In Wales, Gwen (Eve Myles) manages to break her father Geraint (William Thomas) out of the Overflow Camp as Rhys (Kai Owen) runs over the gates with Geraint in the back of his truck. With the Torchwood contact lenses, Gwen publicly broadcasts a message explaining the purpose of the Overflow Camps shortly before blowing up the Modules (where people are incinerated) at the Cardiff facility. However, touching down again in Los Angeles she is unable to make contact with Rhys.

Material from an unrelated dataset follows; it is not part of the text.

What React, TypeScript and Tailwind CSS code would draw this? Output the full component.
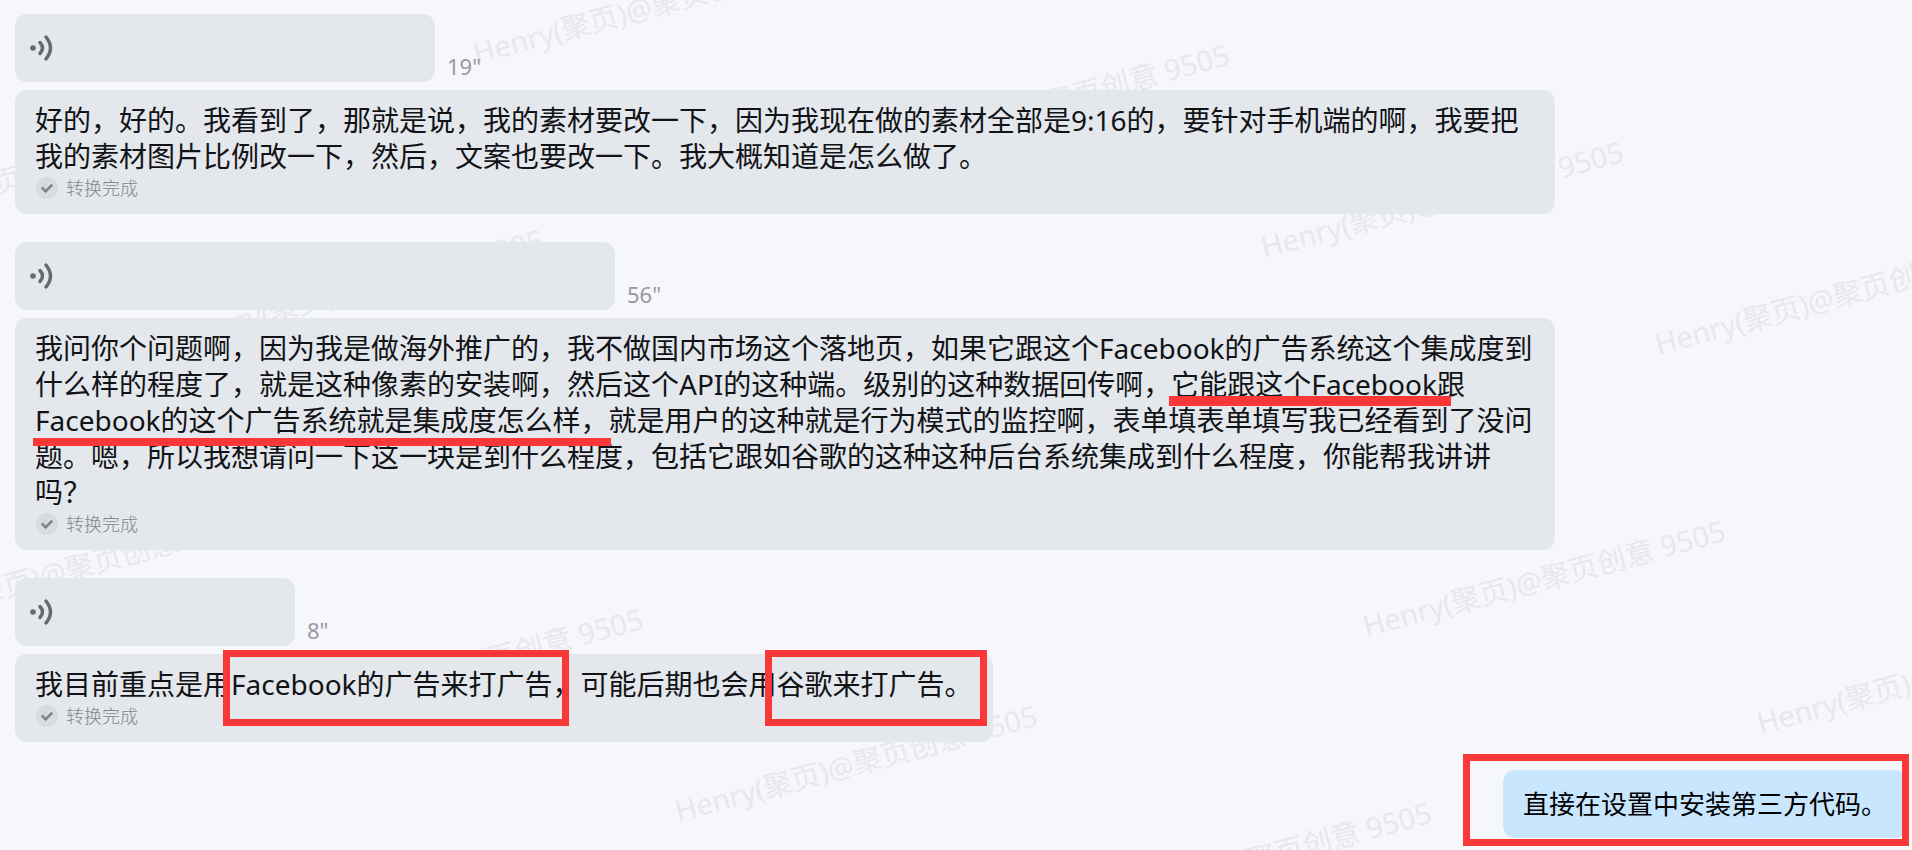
import * as React from 'react';

interface VoiceMessage {
  id: string;
  seconds: number;
  barClass: string;
  transcript: React.ReactNode;
}

interface WatermarkRow {
  x: number;
  y: number;
  count: number;
}

const WATERMARK_TEXT = 'Henry(聚页)@聚页创意 9505';
const WATERMARK_STEP = { x: 394, y: 97 };

const watermarkRows: WatermarkRow[] = [
  { x: 477, y: 67, count: 4 },
  { x: -209, y: 252, count: 6 },
  { x: -109, y: 631, count: 4 },
];

function Underlined({ children, lineClass }: { children: React.ReactNode; lineClass: string }) {
  return (
    <span className="relative inline-block">
      {children}
      <span className={`absolute bg-[#fb3838] ${lineClass}`} />
    </span>
  );
}

function Boxed({ children, boxClass }: { children: React.ReactNode; boxClass: string }) {
  return (
    <span className="relative inline-block">
      {children}
      <span className={`pointer-events-none absolute border-[7px] border-[#fb3838] ${boxClass}`} />
    </span>
  );
}

const messages: VoiceMessage[] = [
  {
    id: 'voice-1',
    seconds: 19,
    barClass: 'w-[420px]',
    transcript:
      '好的，好的。我看到了，那就是说，我的素材要改一下，因为我现在做的素材全部是9:16的，要针对手机端的啊，我要把我的素材图片比例改一下，然后，文案也要改一下。我大概知道是怎么做了。',
  },
  {
    id: 'voice-2',
    seconds: 56,
    barClass: 'w-[600px]',
    transcript: (
      <>
        我问你个问题啊，因为我是做海外推广的，我不做国内市场这个落地页，如果它跟这个Facebook的广告系统这个集成度到什么样的程度了，就是这种像素的安装啊，然后这个API的这种端。级别的这种数据回传啊，
        <Underlined lineClass="-left-0.5 -right-3.5 -bottom-1 h-2.5">它能跟这个Facebook</Underlined>跟
        <Underlined lineClass="-left-0.5 -right-0.5 -bottom-2 h-2">
          Facebook的这个广告系统就是集成度怎么样，
        </Underlined>
        就是用户的这种就是行为模式的监控啊，表单填表单填写我已经看到了没问题。嗯，所以我想请问一下这一块是到什么程度，包括它跟如谷歌的这种这种后台系统集成到什么程度，你能帮我讲讲吗？
      </>
    ),
  },
  {
    id: 'voice-3',
    seconds: 8,
    barClass: 'w-[280px]',
    transcript: (
      <>
        我目前重点是用
        <Boxed boxClass="-left-2 -right-4 -top-4 -bottom-6">Facebook的广告来打广告</Boxed>
        ，可能后期也会用
        <Boxed boxClass="-left-3 -right-3.5 -top-4 -bottom-6">谷歌来打广告。</Boxed>
      </>
    ),
  },
];

function VoiceIcon() {
  return (
    <svg viewBox="0 0 24 28" className="h-7 w-6" fill="none" aria-hidden="true">
      <circle cx="4" cy="14" r="2.8" fill="#666a6e" />
      <path
        d="M11 8.5q5 5.5 0 11M17 3q9 11 0 22"
        stroke="#666a6e"
        strokeWidth="3.4"
        strokeLinecap="round"
      />
    </svg>
  );
}

function DoneIcon() {
  return (
    <svg viewBox="0 0 22 22" className="size-[22px] shrink-0" fill="none" aria-hidden="true">
      <circle cx="11" cy="11" r="11" fill="#dadbdf" />
      <path d="M5.8 10.4l3.8 4 6.6-6.8" stroke="#808388" strokeWidth="2.6" />
    </svg>
  );
}

function Watermark() {
  return (
    <div className="pointer-events-none absolute inset-0 overflow-hidden select-none" aria-hidden="true">
      {watermarkRows.map((row) =>
        Array.from({ length: row.count }, (_, i) => (
          <span
            key={`${row.x}-${i}`}
            className="absolute origin-bottom-left -translate-y-full -rotate-[15deg] text-[29px] leading-none whitespace-nowrap text-[#e6e8ec]"
            style={{ left: row.x + i * WATERMARK_STEP.x, top: row.y + i * WATERMARK_STEP.y }}
          >
            {WATERMARK_TEXT}
          </span>
        ))
      )}
    </div>
  );
}

function VoiceItem({ message }: { message: VoiceMessage }) {
  return (
    <li className="flex max-w-[1540px] flex-col items-start gap-2">
      {/* Voice bar and duration */}
      <div className="flex max-w-full items-end gap-3">
        <button
          type="button"
          aria-label={`播放语音 ${message.seconds} 秒`}
          className={`flex h-[68px] items-center rounded-xl bg-[#e4e7eb] pl-3.5 ${message.barClass}`}
        >
          <VoiceIcon />
        </button>
        <span className="text-[22px] leading-8 text-[#999a9d]">{message.seconds}"</span>
      </div>

      {/* Transcript */}
      <div className="rounded-xl bg-[#e4e7eb] px-5 py-3">
        <p className="text-[28px] leading-9 text-[#111317]">{message.transcript}</p>
        <div className="flex h-7 items-center gap-2 pl-px text-lg font-light text-[#85888c]">
          <DoneIcon />
          <span>转换完成</span>
        </div>
      </div>
    </li>
  );
}

export default function App() {
  return (
    <main
      lang="zh-CN"
      className="relative min-h-screen bg-[#f6f7fb] pt-3.5 pr-[5px] pb-3 pl-[15px] font-['Noto_Sans','Noto_Sans_CJK_SC',sans-serif]"
    >
      <Watermark />
      <ul className="relative flex flex-col gap-7">
        {messages.map((message) => (
          <VoiceItem key={message.id} message={message} />
        ))}

        {/* Reply */}
        <li className="flex justify-end">
          <div className="relative rounded-xl bg-[#c9e6ff] px-5 py-4">
            <p className="text-[26px] leading-9 text-black">直接在设置中安装第三方代码。</p>
            <span className="pointer-events-none absolute -top-4 -right-0.5 -bottom-2 -left-10 border-[7px] border-[#fb3838]" />
          </div>
        </li>
      </ul>
    </main>
  );
}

A mysterious phone call at the LAX white courtesy telephone tells her to put on her lenses, where she receives a message directly to her line of sight from some mysterious conspirators: they have her mother, husband and child, and to set them free she must deliver Jack.

==Reception==
Assignment X described the episode as "lackluster", stating, "This story seems to excel in examining all the permutations of its premise in society – such as the intriguing "45 Club" early in this episode – but the further it goes in following the actual plotline with the Torchwood team and their investigation, the more frustrating it gets as a viewing experience".

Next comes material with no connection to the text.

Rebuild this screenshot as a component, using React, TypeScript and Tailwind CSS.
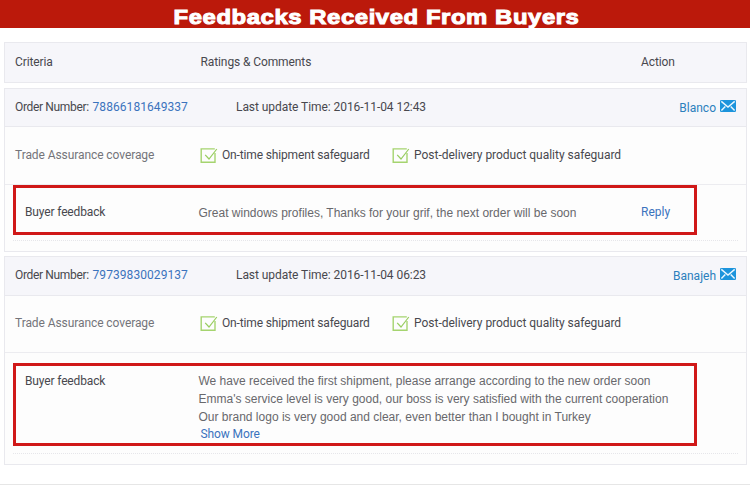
import type { ReactNode } from 'react';

function CheckIcon() {
  return (
    <svg width="18" height="16" viewBox="0 0 18 16" className="relative top-px shrink-0" fill="none">
      <path d="M14.8 .9H1.2V14.2H15V5" stroke="#a5d46f" strokeWidth="1.4" />
      <path d="M5.2 6.8L9 11L16.8 1" stroke="#98cd60" strokeWidth="1.2" />
    </svg>
  );
}

function MailIcon() {
  return (
    <svg width="16" height="12" viewBox="0 0 16 12" className="relative -top-px shrink-0" fill="none">
      <rect width="16" height="12" rx="1.3" fill="#1c94dc" />
      <path d="M1.3 1.4L8 7L14.7 1.4M1.4 10.6L5.3 6.4M14.6 10.6L10.7 6.4" stroke="#e9f6ff" strokeWidth="1.4" />
    </svg>
  );
}

interface OrderProps {
  number: string;
  time: string;
  buyer: string;
  headClass: string;
  coverageClass: string;
  children: ReactNode;
}

function Order({ number, time, buyer, headClass, coverageClass, children }: OrderProps) {
  return (
    <section className="ml-1 w-[743px] border border-[#e9e9ee] bg-[#fdfdfd]">
      <div className={`flex items-center border-b border-[#e9e9ee] bg-[#f6f6fa] pr-[10px] pb-[2px] pl-[10px] ${headClass}`}>
        <div className="flex w-[221px]">
          <span className="w-[77.5px] tracking-[-0.34px]">Order Number:</span>
          <span className="tracking-[0.07px] text-[#3b73bd]">{number}</span>
        </div>
        <div className="grow tracking-[-0.06px]">Last update Time: {time}</div>
        <div className="flex items-center gap-1 text-[#2b80bd]">
          <span className="relative top-px">{buyer}</span>
          <MailIcon />
        </div>
      </div>
      <div className={`flex items-center border-b border-[#ececf0] pb-[2px] pl-[10px] ${coverageClass}`}>
        <div className="w-[185px] tracking-[-0.08px] text-[#74747a]">Trade Assurance coverage</div>
        <div className="flex w-[192px] items-center gap-1">
          <CheckIcon />
          <span className="tracking-[-0.15px]">On-time shipment safeguard</span>
        </div>
        <div className="flex items-center gap-1">
          <CheckIcon />
          <span className="tracking-[-0.02px]">Post-delivery product quality safeguard</span>
        </div>
      </div>
      {children}
      <div className="mr-2 mb-[10px] ml-2 border-t border-dotted border-[#e6e6ea]" />
    </section>
  );
}

export default function App() {
  return (
    <main className="flex h-[485px] w-[750px] flex-col overflow-hidden bg-white font-[Roboto,sans-serif] text-[12px] leading-[18px] whitespace-nowrap text-[#48484e]">
      <h1 className="h-[28px] shrink-0 bg-[#bb190b] pl-[2px] text-center font-['Liberation_Sans',sans-serif] text-[21px] leading-[33px] font-black tracking-[0.5px] text-white [-webkit-text-stroke:1px_white]">
        <span className="inline-block origin-center scale-x-[1.137]">Feedbacks Received From Buyers</span>
      </h1>
      <div className="mt-[14px] ml-1 flex h-[41px] w-[743px] shrink-0 items-center border border-[#e9e9ee] bg-[#f6f6fa] pb-[2px] pl-[10px]">
        <span className="w-[185.5px] tracking-[-0.1px]">Criteria</span>
        <span className="w-[440.5px] tracking-[-0.1px]">Ratings &amp; Comments</span>
        <span className="tracking-[-0.1px]">Action</span>
      </div>
      <div className="mt-[5px] h-[163px] shrink-0">
        <Order number="78866181649337" time="2016-11-04 12:43" buyer="Blanco" headClass="h-[38px]" coverageClass="h-[58px]">
          <div className="ml-[8px] flex h-[50px] w-[684px] items-center border-3 border-[#d01818] pt-[4px]">
            <span className="w-[182.5px] shrink-0 pl-[9px] tracking-[-0.14px]">Buyer feedback</span>
            <span className="w-[442.5px] shrink-0 pt-px font-['Liberation_Sans',sans-serif] text-[#68686c]">
              Great windows profiles, Thanks for your grif, the next order will be soon
            </span>
            <span className="text-[#3b73bd]">Reply</span>
          </div>
          <div className="h-[5px]" />
        </Order>
      </div>
      <div className="mt-[5px] shrink-0">
        <Order number="79739830029137" time="2016-11-04 06:23" buyer="Banajeh" headClass="h-[39px]" coverageClass="h-[57px]">
          <div className="mt-[10px] ml-[8px] flex h-[83px] w-[684px] border-3 border-[#d01818] pt-[6px]">
            <span className="w-[182.5px] shrink-0 pl-[9px] tracking-[-0.14px]">Buyer feedback</span>
            <div className="font-['Liberation_Sans',sans-serif] text-[#68686c]">
              <p>We have received the first shipment, please arrange according to the new order soon</p>
              <p>Emma's service level is very good, our boss is very satisfied with the current cooperation</p>
              <p>Our brand logo is very good and clear, even better than I bought in Turkey</p>
              <p className="pl-[2px] font-[Roboto,sans-serif] leading-[16px] tracking-[-0.1px] text-[#3b73bd]">Show More</p>
            </div>
          </div>
          <div className="h-[7px]" />
        </Order>
      </div>
      <div className="mt-auto h-px shrink-0 bg-[#e6e6e6]" />
    </main>
  );
}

The Yorker was positive about the episode saying "With each new episode of Torchwood, the revelations become grimmer and more disturbing. The switch between Wales and the US works well now, and there’s a realistic contrast between the two."

The Guardian commented saying "it's actually starting to feel rather normal, this show being set in both California and Wales. It needed to eventually, It's Esther who really comes into her own this week. After inadvertently getting her sister's kids taken into care the other week, she's now gone through a Torchwood rite of passage in killing someone as Evil Colin enacts a horror movie cliche, grabbing her ankle and extending what are actually some pretty shocking and graphic scenes of violence against women. Still, her final, broken scene with Rex in the car, where unlike the rest of the team she would very clearly be doing absolutely anything else, was really very moving."